Этого добивался, впрочем, не только унтер-офицер Кирпичников,
но и главковерх Керенский, воплощавший в тот момент всю полноту власти.
Как ни безоружны были представители прежней власти, но они были сановники
и в глазах пришельцев таковыми и остались...
Кирпичников не ошибся в расчете. Не успел он еще закончить
рассказа о своих предательстве и измене, как к нему подошел генерал Ренненкампф
и, дружески трепля его по плечу, стал хвалить его за геройство. Кирпичников,
умиленный словами генерала, сиял от восторга и только и мог выговаривать
за каждым генеральским словом: «Так точно, Ваше Высокопревосходительство»,
глотая буквы и произнося эти слова характерною солдатскою скороговоркою...
В порыве взаимного умиления, генерал-от-кавалерии и унтер-офицер
бросились, затем, друг другу в объятия и... трижды облобызались...

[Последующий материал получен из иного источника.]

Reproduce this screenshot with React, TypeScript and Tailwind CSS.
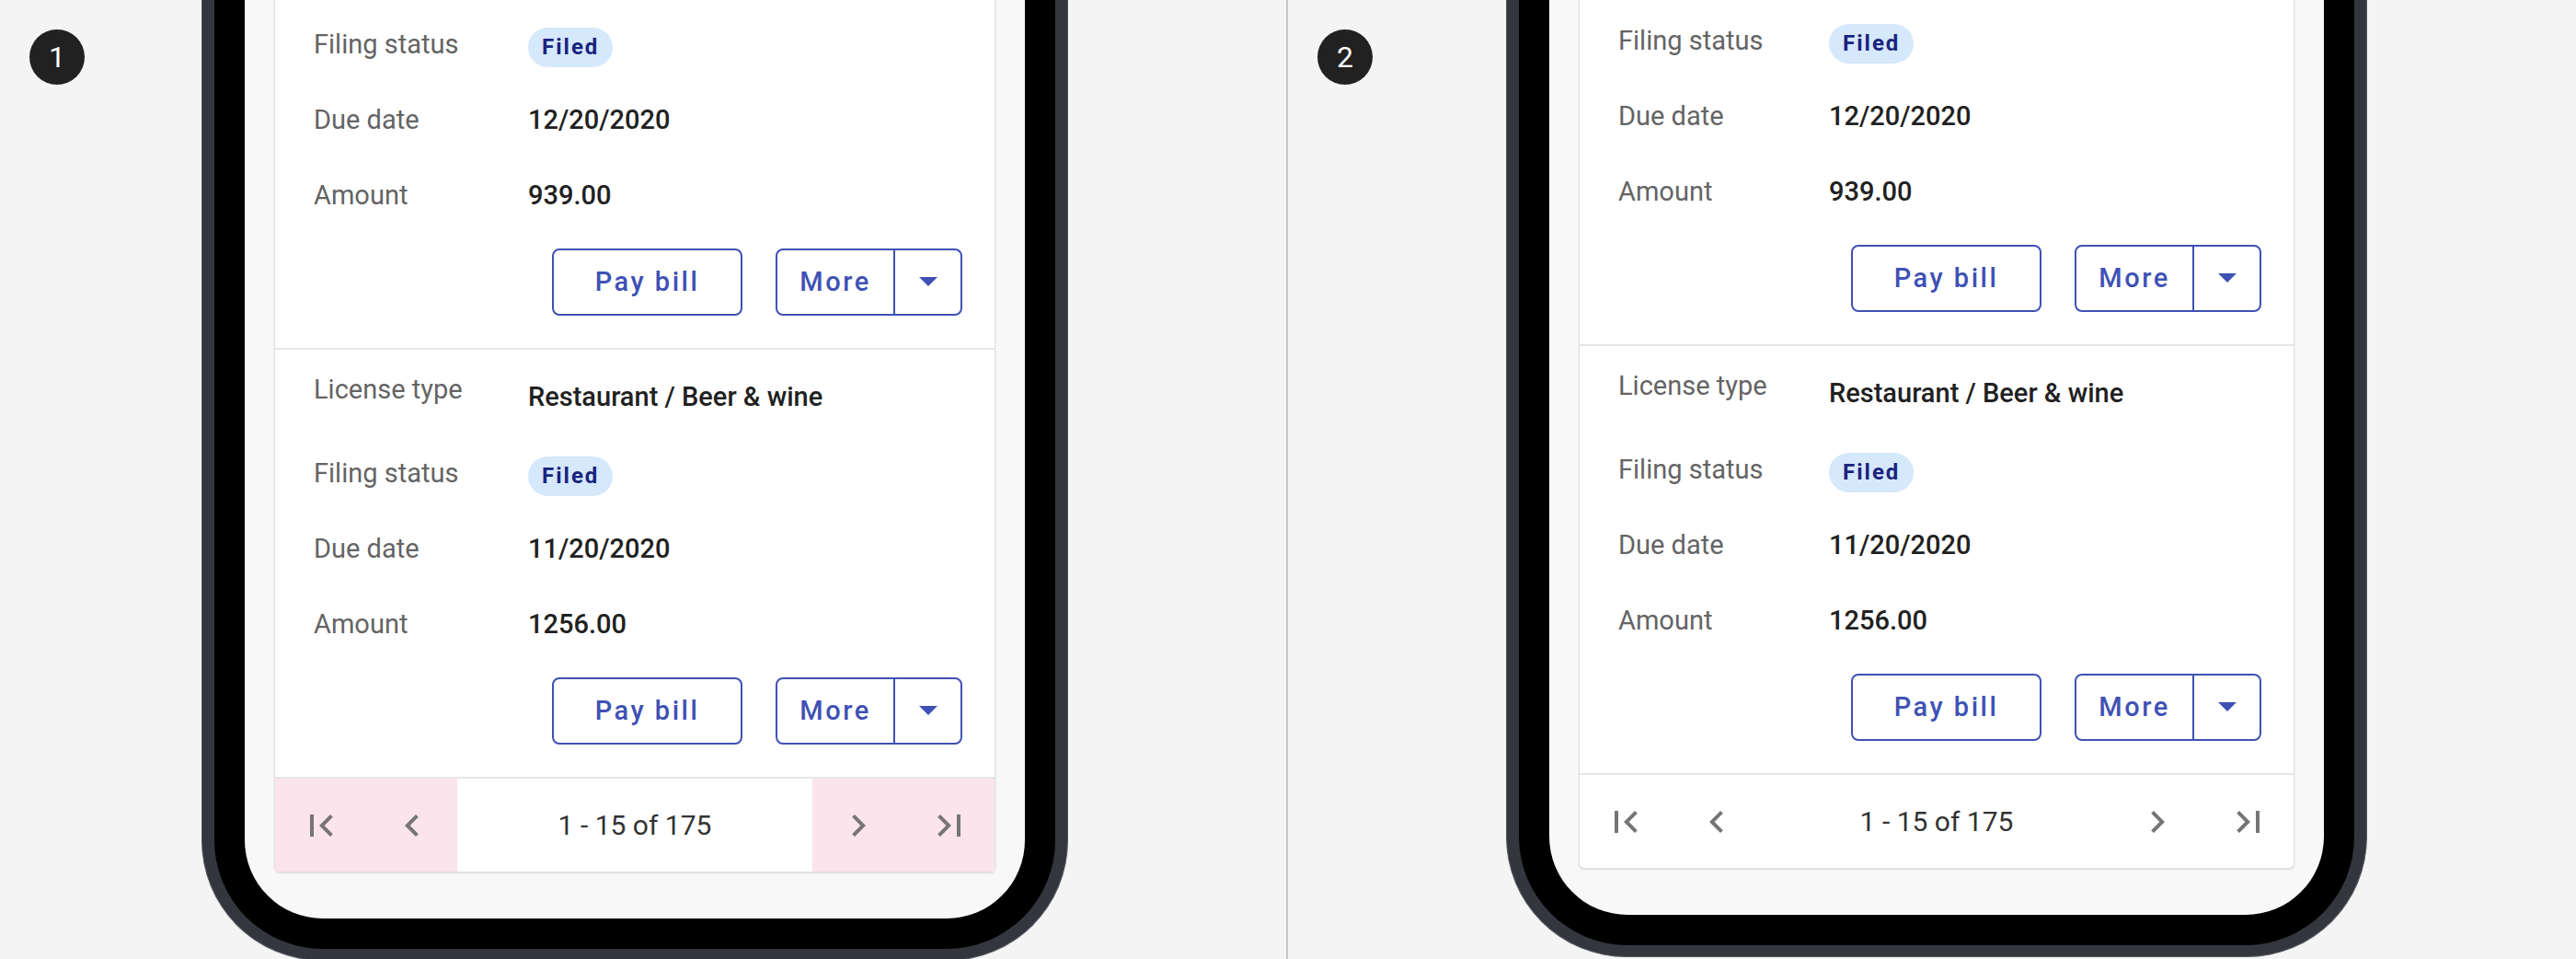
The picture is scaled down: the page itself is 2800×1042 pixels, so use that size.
import { MdFirstPage, MdChevronLeft, MdChevronRight, MdLastPage, MdArrowDropDown } from 'react-icons/md'

interface Bill {
  license: string
  status: string
  due: string
  amount: string
  hideLicense?: boolean
}

// first entry is scrolled partly off the top of the screen
const BILLS: Bill[] = [
  { license: 'Restaurant / Beer & wine', status: 'Filed', due: '12/20/2020', amount: '939.00', hideLicense: true },
  { license: 'Restaurant / Beer & wine', status: 'Filed', due: '11/20/2020', amount: '1256.00' },
]

function Label({ children }: { children: React.ReactNode }) {
  return <span className="text-[29px] leading-[34px] text-[#646464]">{children}</span>
}

function BillEntry({ bill, labelW }: { bill: Bill; labelW: string }) {
  return (
    <div className="flex flex-col border-t-2 border-[#e6e6e6] pl-[42px] pr-[35px] pb-[35px]">
      {/* License type */}
      {bill.hideLicense ? (
        <div className="h-[93px]" />
      ) : (
        <div className="flex items-start h-[93px] pt-[26px]">
          <div className={labelW}>
            <Label>License type</Label>
          </div>
          <span className="mt-[8px] text-[29px] leading-[34px] font-medium text-[#212121]">{bill.license}</span>
        </div>
      )}

      {/* Filing status */}
      <div className="flex items-center h-[82px]">
        <div className={labelW}>
          <Label>Filing status</Label>
        </div>
        <span className="mt-[6px] inline-flex items-center h-[43px] px-[15px] rounded-full bg-[#d5e8fc] text-[24px] font-bold tracking-[2px] text-[#1a237e]">
          {bill.status}
        </span>
      </div>

      {/* Due date */}
      <div className="flex items-center h-[82px]">
        <div className={labelW}>
          <Label>Due date</Label>
        </div>
        <span className="text-[29px] leading-[34px] font-medium text-[#212121]">{bill.due}</span>
      </div>

      {/* Amount */}
      <div className="flex items-center h-[82px]">
        <div className={labelW}>
          <Label>Amount</Label>
        </div>
        <span className="text-[29px] leading-[34px] font-medium text-[#212121]">{bill.amount}</span>
      </div>

      {/* Actions */}
      <div className="flex justify-end gap-[36px] mt-[17px]">
        <button className="w-[207px] h-[73px] rounded-[8px] border-2 border-[#3f51b5] text-[29px] font-medium tracking-[2.5px] text-[#3f51b5]">
          Pay bill
        </button>
        <div className="flex h-[73px] rounded-[8px] border-2 border-[#3f51b5]">
          <button className="w-[126px] text-[29px] font-medium tracking-[2.5px] text-[#3f51b5]">More</button>
          <button className="w-[73px] border-l-2 border-[#3f51b5] flex items-center justify-center text-[#3f51b5]">
            <MdArrowDropDown size={48} className="-mt-[4px]" />
          </button>
        </div>
      </div>
    </div>
  )
}

function Pagination({ highlight }: { highlight: boolean }) {
  const cell = `w-[99px] flex items-center justify-center text-[#757575] ${highlight ? 'bg-[#fce4ec]' : ''}`
  return (
    <div className="flex h-[103px] border-t-2 border-[#e6e6e6]">
      <div className={cell}>
        <MdFirstPage size={48} />
      </div>
      <div className={cell}>
        <MdChevronLeft size={48} />
      </div>
      <div className="flex-1 flex items-center justify-center text-[30px] text-[#333333]">1 - 15 of 175</div>
      <div className={cell}>
        <MdChevronRight size={48} />
      </div>
      <div className={cell}>
        <MdLastPage size={48} />
      </div>
    </div>
  )
}

function Phone({ screenW, labelW, highlight }: { screenW: string; labelW: string; highlight: boolean }) {
  return (
    <div className="shrink-0 rounded-b-[131px] bg-[#34363e] border-x border-b border-[#55575e] px-[13px] pb-[12px]">
      <div className="rounded-b-[118px] bg-black px-[33px] pb-[33px]">
        <div className={`${screenW} rounded-b-[85px] bg-[#f8f8f8] px-[32px] pb-[50px]`}>
          <div className="flex flex-col bg-white border-x border-b border-[#e0e0e0] rounded-b-[6px] shadow-[0_1px_2px_rgba(0,0,0,0.12)]">
            {BILLS.map((b, i) => (
              <BillEntry key={i} bill={b} labelW={labelW} />
            ))}
            <Pagination highlight={highlight} />
          </div>
        </div>
      </div>
    </div>
  )
}

function StepBadge({ n }: { n: number }) {
  return (
    <div className="self-start shrink-0 mt-[32px] ml-[32px] size-[60px] rounded-full bg-[#212121] flex items-center justify-center text-[32px] font-normal text-white">
      {n}
    </div>
  )
}

export default function App() {
  return (
    <div className="flex w-[2800px] h-[1042px] overflow-hidden bg-[#f4f4f4] font-['Roboto',sans-serif]">
      {/* Variant 1: touch targets highlighted */}
      <div className="w-[1398px] h-full flex items-end overflow-hidden">
        <StepBadge n={1} />
        <div className="ml-[127px] -mb-[2px] flex">
          <Phone screenW="w-[848px]" labelW="w-[233px] shrink-0" highlight />
        </div>
      </div>

      <div className="w-[2px] h-full bg-[#c6c6c6]" />

      {/* Variant 2 */}
      <div className="flex-1 h-full flex items-end overflow-hidden">
        <StepBadge n={2} />
        <div className="ml-[145px] mb-[2px] flex">
          <Phone screenW="w-[842px]" labelW="w-[229px] shrink-0" highlight={false} />
        </div>
      </div>
    </div>
  )
}
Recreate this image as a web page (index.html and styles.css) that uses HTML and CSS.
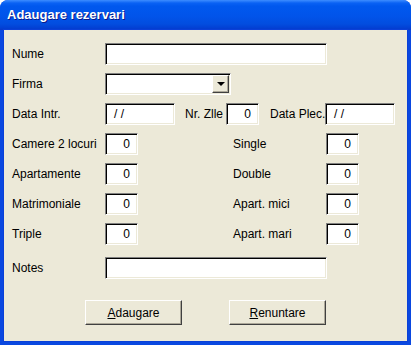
FILE: index.html
```html
<!DOCTYPE html>
<html lang="ro">
<head>
    <meta charset="UTF-8">
    <title>Adaugare rezervari</title>
    <link rel="stylesheet" href="styles.css">
</head>
<body>
    <div class="window">
        <div class="titlebar">Adaugare rezervari</div>

        <div class="client">
            <!-- Nume / Firma -->
            <div class="row">
                <span class="label">Nume</span>
                <div class="field wide"></div>
            </div>
            <div class="row">
                <span class="label">Firma</span>
                <div class="field combo">
                    <span class="combo-btn"><span class="arrow"></span></span>
                </div>
            </div>

            <!-- Dates -->
            <div class="row">
                <span class="label">Data Intr.</span>
                <div class="field date">/ /</div>
                <span class="label-zile">Nr. Zlle</span>
                <div class="field num">0</div>
                <span class="label-plec">Data Plec.</span>
                <div class="field date">/ /</div>
            </div>

            <!-- Rooms -->
            <div class="row">
                <span class="label">Camere 2 locuri</span>
                <div class="field num">0</div>
                <span class="label-right">Single</span>
                <div class="field num">0</div>
            </div>
            <div class="row">
                <span class="label">Apartamente</span>
                <div class="field num">0</div>
                <span class="label-right">Double</span>
                <div class="field num">0</div>
            </div>
            <div class="row">
                <span class="label">Matrimoniale</span>
                <div class="field num">0</div>
                <span class="label-right">Apart. mici</span>
                <div class="field num">0</div>
            </div>
            <div class="row">
                <span class="label">Triple</span>
                <div class="field num">0</div>
                <span class="label-right">Apart. mari</span>
                <div class="field num">0</div>
            </div>

            <div class="row notes">
                <span class="label">Notes</span>
                <div class="field wide"></div>
            </div>

            <div class="buttons">
                <button><u>A</u>daugare</button>
                <button><u>R</u>enuntare</button>
            </div>
        </div>
    </div>
</body>
</html>
```

FILE: styles.css
```css
body {
    margin: 0;
    background: #fff;
    font-family: "Liberation Sans", Arial, sans-serif;
    font-size: 12px;
}
.window {
    width: 411px;
    height: 345px;
    border-radius: 8px 8px 0 0;
    overflow: hidden;
    background: #0a48e0;
    display: flex;
    flex-direction: column;
}
.titlebar {
    height: 30px;
    flex: none;
    box-sizing: border-box;
    padding: 7px 0 0 7px;
    color: #fff;
    font-weight: bold;
    font-size: 13px;
    text-shadow: 1px 1px #0a1a8a;
    background: linear-gradient(to bottom, #3d8dff 0, #0a62f4 3px, #0058ee 6px, #0154ea 16px, #024ddf 24px, #0240d4 28px, #0838c8 30px);
}
.client {
    flex: 1;
    margin: 0 4px 4px 4px;
    background: #ece9d8;
    padding: 13px 0 0 8px;
    box-shadow: 0 0 0 1px #0a40d8;
}
.row {
    display: flex;
    align-items: center;
    height: 22px;
    margin-bottom: 8px;
    white-space: nowrap;
}
.row > * {
    flex: none;
}
.label {
    width: 93px;
}
.label-zile {
    margin-left: 10px;
    width: 41px;
}
.label-plec {
    margin-left: 11px;
    width: 55px;
}
.label-right {
    margin-left: 95px;
    width: 93px;
}
.field {
    box-sizing: border-box;
    height: 22px;
    background: #fff;
    border: 1px solid;
    border-color: #808080 #fff #fff #808080;
    box-shadow: inset 1px 1px #000, inset -1px -1px #ece9d8;
    line-height: 20px;
}
.wide {
    width: 222px;
}
.combo {
    width: 126px;
    display: flex;
    justify-content: flex-end;
    padding: 1px;
}
.combo-btn {
    width: 17px;
    height: 18px;
    box-sizing: border-box;
    background: #ece9d8;
    border: 1px solid;
    border-color: #fff #404040 #404040 #fff;
    box-shadow: inset -1px -1px #aca899;
    display: flex;
    align-items: center;
    justify-content: center;
}
.arrow {
    width: 0;
    height: 0;
    border-left: 4px solid transparent;
    border-right: 4px solid transparent;
    border-top: 4px solid #000;
}
.date {
    width: 70px;
    padding-left: 8px;
}
.num {
    width: 33px;
    text-align: right;
    padding-right: 7px;
}
.notes {
    margin-top: 12px;
}
.buttons {
    display: flex;
    gap: 47px;
    margin: 21px 0 0 73px;
}
button {
    width: 97px;
    height: 25px;
    font-family: "Liberation Sans", Arial, sans-serif;
    font-size: 12px;
    color: #000;
    background: #ece9d8;
    border: 1px solid;
    border-color: #fff #404040 #404040 #fff;
    box-shadow: inset -1px -1px #aca899;
    padding: 0;
}
```
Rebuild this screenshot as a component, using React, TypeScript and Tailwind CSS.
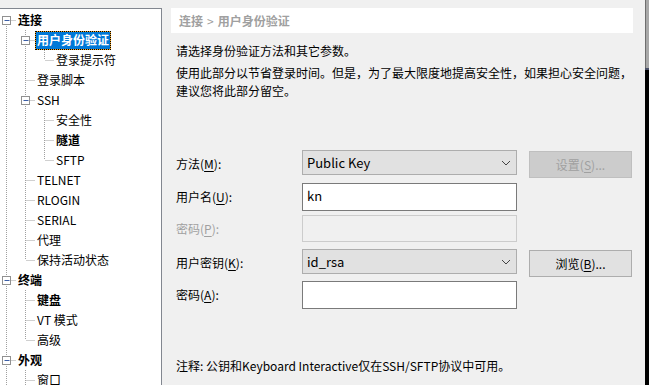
type TreeNode = {
  label: string
  bold?: boolean
  selected?: boolean
  more?: boolean
  children?: TreeNode[]
}

type Row = {
  node: TreeNode
  level: number
  ancestors: boolean[]
  hasNext: boolean
  first: boolean
}

const tree: TreeNode[] = [
  {
    label: "连接",
    bold: true,
    children: [
      { label: "用户身份验证", bold: true, selected: true, children: [{ label: "登录提示符" }] },
      { label: "登录脚本" },
      {
        label: "SSH",
        children: [{ label: "安全性" }, { label: "隧道", bold: true }, { label: "SFTP" }],
      },
      { label: "TELNET" },
      { label: "RLOGIN" },
      { label: "SERIAL" },
      { label: "代理" },
      { label: "保持活动状态" },
    ],
  },
  {
    label: "终端",
    bold: true,
    children: [{ label: "键盘", bold: true }, { label: "VT 模式" }, { label: "高级" }],
  },
  { label: "外观", bold: true, more: true, children: [{ label: "窗口", more: true }] },
]

const flatten = (nodes: TreeNode[], level: number, ancestors: boolean[], out: Row[]) => {
  nodes.forEach((node, i) => {
    const hasNext = i < nodes.length - 1 || !!node.more
    out.push({ node, level, ancestors, hasNext, first: level === 0 && i === 0 })
    if (node.children) flatten(node.children, level + 1, [...ancestors, hasNext], out)
  })
  return out
}

const rows = flatten(tree, 0, [], [])

const TreeRow = ({ row }: { row: Row }) => {
  const { node, level, ancestors, hasNext, first } = row
  const cx = level * 19 + 9.5
  return (
    <div className="flex h-[20px] items-center">
      <svg width={(level + 1) * 19} height={20} className="shrink-0">
        <g stroke="#a0a0a0" strokeWidth="1" strokeDasharray="1 1">
          {ancestors.map((cont, c) =>
            cont ? <line key={c} x1={c * 19 + 9.5} y1={0} x2={c * 19 + 9.5} y2={20} /> : null
          )}
          <line x1={cx} y1={first ? 10 : 0} x2={cx} y2={hasNext ? 20 : 10} />
          <line x1={cx + 1} y1={10.5} x2={level * 19 + 19} y2={10.5} />
        </g>
        {node.children && (
          <g>
            <rect x={cx - 4} y={6.5} width={8} height={8} fill="#fff" stroke="#919191" />
            <line x1={cx - 2} y1={10.5} x2={cx + 3} y2={10.5} stroke="#3b5ea6" />
          </g>
        )}
      </svg>
      {node.selected ? (
        <span className="bg-[#f5a623]">
          <span className="flex h-[19px] items-center border border-dotted border-black bg-[#0078d7] bg-clip-padding px-[1px] font-bold text-white">
            {node.label}
          </span>
        </span>
      ) : (
        <span
          className={`flex h-[19px] items-center whitespace-nowrap border border-transparent px-[1px] ${
            node.bold ? "font-bold" : ""
          }`}
        >
          {node.label}
        </span>
      )}
    </div>
  )
}

const Chevron = () => (
  <svg width="10" height="6" viewBox="0 0 10 6" className="shrink-0">
    <path d="M1 1 L5 5 L9 1" fill="none" stroke="#444" strokeWidth="1" />
  </svg>
)

const Label = ({ text, mn, disabled }: { text: string; mn: string; disabled?: boolean }) => (
  <div className={`w-[126px] shrink-0 self-center ${disabled ? "text-[#a0a0a0]" : ""}`}>
    {text}(<span className="underline underline-offset-2">{mn}</span>):
  </div>
)

const Select = ({ value }: { value: string }) => (
  <div className="flex h-[25px] w-[215px] shrink-0 items-center justify-between border border-[#adadad] bg-[#e1e1e1] pl-[4px] pr-[5px] text-[13px]">
    <span>{value}</span>
    <Chevron />
  </div>
)

const Button = ({ text, mn, disabled }: { text: string; mn: string; disabled?: boolean }) => (
  <div
    className={`ml-[12px] mt-[1px] flex h-[27px] w-[103px] items-center justify-center border ${
      disabled ? "border-[#bfbfbf] bg-[#cccccc] text-[#a0a0a0]" : "border-[#adadad] bg-[#e1e1e1]"
    }`}
  >
    {text}(<span className="underline underline-offset-2">{mn}</span>)...
  </div>
)

export default function App() {
  return (
    <div className="flex h-[385px] w-[649px] overflow-hidden bg-[#f0f0f0] font-['Noto_Sans_CJK_SC',sans-serif] text-[12px] text-black">
      <div className="-ml-[4px] mt-[8px] h-[400px] w-[166px] shrink-0 border-l border-r border-t border-[#828790] bg-white pt-[1px]">
        {rows.map((row, i) => (
          <TreeRow key={i} row={row} />
        ))}
      </div>

      <div className="flex min-w-0 flex-1 flex-col">
        <div className="ml-[9px] mr-[12px] mt-[8px] flex h-[25px] items-center bg-white pl-[8px] font-bold text-[#a0a0a0]">
          连接 <span className="mx-[4px] font-normal">&gt;</span> 用户身份验证
        </div>

        <div className="mt-[9px] whitespace-nowrap pl-[14px] leading-[18px]">
          <p>请选择身份验证方法和其它参数。</p>
          <p className="mt-[4px]">
            使用此部分以节省登录时间。但是，为了最大限度地提高安全性，如果担心安全问题，
            <br />
            建议您将此部分留空。
          </p>
        </div>

        <div className="mt-[50px] flex flex-col pl-[14px]">
          <div className="flex items-start">
            <Label text="方法" mn="M" />
            <Select value="Public Key" />
            <Button text="设置" mn="S" disabled />
          </div>
          <div className="mt-[5px] flex">
            <Label text="用户名" mn="U" />
            <div className="flex h-[28px] w-[215px] items-start border border-[#7a7a7a] bg-white pl-[4px] pt-[2px] text-[13px]">
              kn
            </div>
          </div>
          <div className="mt-[4px] flex">
            <Label text="密码" mn="P" disabled />
            <div className="h-[27px] w-[215px] border border-[#cccccc] bg-[#f0f0f0]" />
          </div>
          <div className="mt-[7px] flex items-start">
            <Label text="用户密钥" mn="K" />
            <Select value="id_rsa" />
            <Button text="浏览" mn="B" />
          </div>
          <div className="mt-[4px] flex">
            <Label text="密码" mn="A" />
            <div className="h-[28px] w-[215px] border border-[#7a7a7a] bg-white" />
          </div>
        </div>

        <p className="mt-[48px] whitespace-nowrap pl-[14px] leading-[18px]">
          注释: 公钥和Keyboard Interactive仅在SSH/SFTP协议中可用。
        </p>
      </div>

      <div className="flex w-[4px] shrink-0 flex-col">
        <div className="h-[68px] border-l border-[#6e6e6e] bg-[#a8a8a8]" />
        <div className="h-[2px] bg-[#4a5068]" />
        <div className="flex-1 bg-black" />
      </div>
    </div>
  )
}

Эта сцена произвела на окружавших такое угнетающее впечатление,
что с генералом Ренненкампфом перестали разговаривать и сторонились от
него. Кирпичников, как известно, был впоследствии расстрелян добровольцами...
Какова дальнейшая судьба генерала Ренненкампфа, я не знаю. (Расстрелян
большевиками.)
«Видите ли, – сказал мне мой сосед, – теперь генералы
от кавалерии братаются с солдатами, которым сами же отдали свою власть»...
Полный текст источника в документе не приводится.